**STATED TASK:** Produce an exact transcription of the listing below, omitting the pictures.

───── INFORMATION SHOWN ─────

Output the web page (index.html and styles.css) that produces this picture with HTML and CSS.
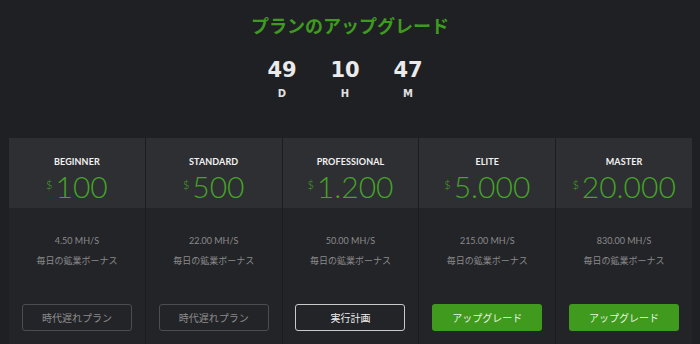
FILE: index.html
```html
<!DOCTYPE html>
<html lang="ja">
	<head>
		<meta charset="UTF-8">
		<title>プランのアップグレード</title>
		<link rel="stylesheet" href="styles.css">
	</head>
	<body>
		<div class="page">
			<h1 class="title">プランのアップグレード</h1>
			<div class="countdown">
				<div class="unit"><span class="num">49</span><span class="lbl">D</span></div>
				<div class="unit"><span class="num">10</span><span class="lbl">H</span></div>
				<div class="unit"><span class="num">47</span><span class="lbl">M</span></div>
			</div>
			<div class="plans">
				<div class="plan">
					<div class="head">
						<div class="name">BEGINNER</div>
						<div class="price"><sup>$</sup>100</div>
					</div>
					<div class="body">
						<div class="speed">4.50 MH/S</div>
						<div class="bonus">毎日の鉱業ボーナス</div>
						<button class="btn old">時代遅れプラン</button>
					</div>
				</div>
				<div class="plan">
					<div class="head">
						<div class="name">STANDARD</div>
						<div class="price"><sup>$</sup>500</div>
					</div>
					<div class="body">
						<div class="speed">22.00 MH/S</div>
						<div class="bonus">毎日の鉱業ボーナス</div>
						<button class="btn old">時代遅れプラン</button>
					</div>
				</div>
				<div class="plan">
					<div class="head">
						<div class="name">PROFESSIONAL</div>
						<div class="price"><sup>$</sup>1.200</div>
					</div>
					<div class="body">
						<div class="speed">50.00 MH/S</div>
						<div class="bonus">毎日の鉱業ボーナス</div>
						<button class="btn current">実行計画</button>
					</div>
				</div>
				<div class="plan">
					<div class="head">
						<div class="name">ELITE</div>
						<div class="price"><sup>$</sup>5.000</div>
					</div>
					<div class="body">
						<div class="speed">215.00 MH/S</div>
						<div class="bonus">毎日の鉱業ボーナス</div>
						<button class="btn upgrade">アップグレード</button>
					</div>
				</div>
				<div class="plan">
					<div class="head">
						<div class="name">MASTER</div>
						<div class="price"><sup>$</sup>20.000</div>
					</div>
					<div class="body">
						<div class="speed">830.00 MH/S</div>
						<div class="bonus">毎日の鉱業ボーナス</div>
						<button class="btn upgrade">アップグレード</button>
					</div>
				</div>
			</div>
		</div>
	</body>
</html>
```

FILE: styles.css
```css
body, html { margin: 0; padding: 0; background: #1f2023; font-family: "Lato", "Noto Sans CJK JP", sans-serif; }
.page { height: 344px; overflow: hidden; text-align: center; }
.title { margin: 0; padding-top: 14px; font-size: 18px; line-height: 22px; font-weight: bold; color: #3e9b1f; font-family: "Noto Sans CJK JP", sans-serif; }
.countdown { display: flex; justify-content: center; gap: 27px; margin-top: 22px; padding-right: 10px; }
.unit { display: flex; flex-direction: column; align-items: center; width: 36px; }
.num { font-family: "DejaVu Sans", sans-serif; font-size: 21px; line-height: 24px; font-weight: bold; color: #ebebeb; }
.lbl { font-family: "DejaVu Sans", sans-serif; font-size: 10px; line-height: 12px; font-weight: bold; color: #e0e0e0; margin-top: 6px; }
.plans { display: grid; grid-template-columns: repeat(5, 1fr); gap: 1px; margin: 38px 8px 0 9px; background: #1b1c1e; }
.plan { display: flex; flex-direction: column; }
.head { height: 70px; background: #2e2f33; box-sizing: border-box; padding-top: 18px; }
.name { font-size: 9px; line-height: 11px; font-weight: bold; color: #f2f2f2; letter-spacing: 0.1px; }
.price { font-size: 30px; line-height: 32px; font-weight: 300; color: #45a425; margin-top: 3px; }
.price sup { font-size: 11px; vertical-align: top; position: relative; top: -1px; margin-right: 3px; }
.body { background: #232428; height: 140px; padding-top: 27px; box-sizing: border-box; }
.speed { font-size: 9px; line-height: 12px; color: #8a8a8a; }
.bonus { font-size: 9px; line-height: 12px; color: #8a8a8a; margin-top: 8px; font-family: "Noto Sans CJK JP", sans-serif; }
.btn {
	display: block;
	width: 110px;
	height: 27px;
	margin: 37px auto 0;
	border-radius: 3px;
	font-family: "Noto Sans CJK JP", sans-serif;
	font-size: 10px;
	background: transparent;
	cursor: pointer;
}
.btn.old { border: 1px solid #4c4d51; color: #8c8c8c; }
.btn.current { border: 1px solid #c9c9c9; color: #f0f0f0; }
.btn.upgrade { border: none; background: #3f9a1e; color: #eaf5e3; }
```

─────

**TASK ANSWER:**
Output the web page (index.html and styles.css) that produces this picture with HTML and CSS.
FILE: index.html
```html
<!DOCTYPE html>
<html lang="ja">
	<head>
		<meta charset="UTF-8">
		<title>プランのアップグレード</title>
		<link rel="stylesheet" href="styles.css">
	</head>
	<body>
		<div class="page">
			<h1 class="title">プランのアップグレード</h1>
			<div class="countdown">
				<div class="unit"><span class="num">49</span><span class="lbl">D</span></div>
				<div class="unit"><span class="num">10</span><span class="lbl">H</span></div>
				<div class="unit"><span class="num">47</span><span class="lbl">M</span></div>
			</div>
			<div class="plans">
				<div class="plan">
					<div class="head">
						<div class="name">BEGINNER</div>
						<div class="price"><sup>$</sup>100</div>
					</div>
					<div class="body">
						<div class="speed">4.50 MH/S</div>
						<div class="bonus">毎日の鉱業ボーナス</div>
						<button class="btn old">時代遅れプラン</button>
					</div>
				</div>
				<div class="plan">
					<div class="head">
						<div class="name">STANDARD</div>
						<div class="price"><sup>$</sup>500</div>
					</div>
					<div class="body">
						<div class="speed">22.00 MH/S</div>
						<div class="bonus">毎日の鉱業ボーナス</div>
						<button class="btn old">時代遅れプラン</button>
					</div>
				</div>
				<div class="plan">
					<div class="head">
						<div class="name">PROFESSIONAL</div>
						<div class="price"><sup>$</sup>1.200</div>
					</div>
					<div class="body">
						<div class="speed">50.00 MH/S</div>
						<div class="bonus">毎日の鉱業ボーナス</div>
						<button class="btn current">実行計画</button>
					</div>
				</div>
				<div class="plan">
					<div class="head">
						<div class="name">ELITE</div>
						<div class="price"><sup>$</sup>5.000</div>
					</div>
					<div class="body">
						<div class="speed">215.00 MH/S</div>
						<div class="bonus">毎日の鉱業ボーナス</div>
						<button class="btn upgrade">アップグレード</button>
					</div>
				</div>
				<div class="plan">
					<div class="head">
						<div class="name">MASTER</div>
						<div class="price"><sup>$</sup>20.000</div>
					</div>
					<div class="body">
						<div class="speed">830.00 MH/S</div>
						<div class="bonus">毎日の鉱業ボーナス</div>
						<button class="btn upgrade">アップグレード</button>
					</div>
				</div>
			</div>
		</div>
	</body>
</html>
```

FILE: styles.css
```css
body, html { margin: 0; padding: 0; background: #1f2023; font-family: "Lato", "Noto Sans CJK JP", sans-serif; }
.page { height: 344px; overflow: hidden; text-align: center; }
.title { margin: 0; padding-top: 14px; font-size: 18px; line-height: 22px; font-weight: bold; color: #3e9b1f; font-family: "Noto Sans CJK JP", sans-serif; }
.countdown { display: flex; justify-content: center; gap: 27px; margin-top: 22px; padding-right: 10px; }
.unit { display: flex; flex-direction: column; align-items: center; width: 36px; }
.num { font-family: "DejaVu Sans", sans-serif; font-size: 21px; line-height: 24px; font-weight: bold; color: #ebebeb; }
.lbl { font-family: "DejaVu Sans", sans-serif; font-size: 10px; line-height: 12px; font-weight: bold; color: #e0e0e0; margin-top: 6px; }
.plans { display: grid; grid-template-columns: repeat(5, 1fr); gap: 1px; margin: 38px 8px 0 9px; background: #1b1c1e; }
.plan { display: flex; flex-direction: column; }
.head { height: 70px; background: #2e2f33; box-sizing: border-box; padding-top: 18px; }
.name { font-size: 9px; line-height: 11px; font-weight: bold; color: #f2f2f2; letter-spacing: 0.1px; }
.price { font-size: 30px; line-height: 32px; font-weight: 300; color: #45a425; margin-top: 3px; }
.price sup { font-size: 11px; vertical-align: top; position: relative; top: -1px; margin-right: 3px; }
.body { background: #232428; height: 140px; padding-top: 27px; box-sizing: border-box; }
.speed { font-size: 9px; line-height: 12px; color: #8a8a8a; }
.bonus { font-size: 9px; line-height: 12px; color: #8a8a8a; margin-top: 8px; font-family: "Noto Sans CJK JP", sans-serif; }
.btn {
	display: block;
	width: 110px;
	height: 27px;
	margin: 37px auto 0;
	border-radius: 3px;
	font-family: "Noto Sans CJK JP", sans-serif;
	font-size: 10px;
	background: transparent;
	cursor: pointer;
}
.btn.old { border: 1px solid #4c4d51; color: #8c8c8c; }
.btn.current { border: 1px solid #c9c9c9; color: #f0f0f0; }
.btn.upgrade { border: none; background: #3f9a1e; color: #eaf5e3; }
```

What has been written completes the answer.